YOUR GOAL ▸
Copy exactly, and only, the lines below from the first through the one containing "import React from", both included; pictures are omitted.
============================================================
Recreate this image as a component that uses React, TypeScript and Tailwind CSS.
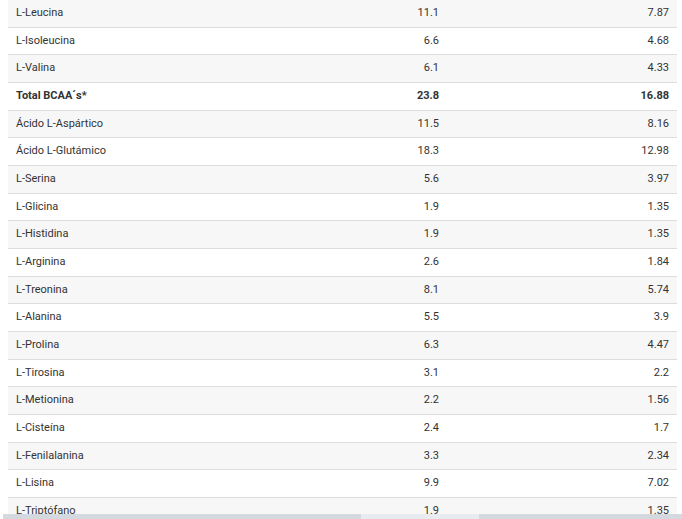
import React from "react";

const rows: [string, string, string, boolean?][] = [
  ["L-Leucina", "11.1", "7.87"],
  ["L-Isoleucina", "6.6", "4.68"],
  ["L-Valina", "6.1", "4.33"],
  ["Total BCAA´s*", "23.8", "16.88", true],
  ["Ácido L-Aspártico", "11.5", "8.16"],
  ["Ácido L-Glutámico", "18.3", "12.98"],
  ["L-Serina", "5.6", "3.97"],
  ["L-Glicina", "1.9", "1.35"],
  ["L-Histidina", "1.9", "1.35"],
  ["L-Arginina", "2.6", "1.84"],
  ["L-Treonina", "8.1", "5.74"],
  ["L-Alanina", "5.5", "3.9"],
  ["L-Prolina", "6.3", "4.47"],
  ["L-Tirosina", "3.1", "2.2"],
  ["L-Metionina", "2.2", "1.56"],
  ["L-Cisteína", "2.4", "1.7"],
  ["L-Fenilalanina", "3.3", "2.34"],
  ["L-Lisina", "9.9", "7.02"],
  ["L-Triptófano", "1.9", "1.35"],
];

export default function App() {
  return (
    <div
      className="w-[682px] h-[519px] bg-white flex flex-col overflow-hidden text-[11px] text-[#333]"
      style={{ fontFamily: "Roboto, 'Liberation Sans', sans-serif" }}
    >
      <div className="flex-1 overflow-hidden pl-[8px] pr-[5px]">
        {rows.map(([name, a, b, bold], i) => (
          <div
            key={name}
            className={`grid grid-cols-[209px_230px_230px] h-[27.67px] items-center border-b border-[#dddddd] ${
              i % 2 === 0 ? "bg-[#f7f7f7]" : "bg-white"
            } ${bold ? "font-bold" : ""}`}
          >
            <div className="pl-[8px] whitespace-nowrap">{name}</div>
            <div className="text-right pr-[8px]">{a}</div>
            <div className="text-right pr-[8px]">{b}</div>
          </div>
        ))}
      </div>
      <div className="h-[5px] flex pl-[3px] shrink-0">
        <div className="w-[358px] bg-[#d4d8df]" />
        <div className="w-[118px] bg-[#e8ebef]" />
        <div className="flex-1 bg-[#d4d8df]" />
      </div>
    </div>
  );
}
============================================================
RESPONSE ▸
Recreate this image as a component that uses React, TypeScript and Tailwind CSS.
import React from "react";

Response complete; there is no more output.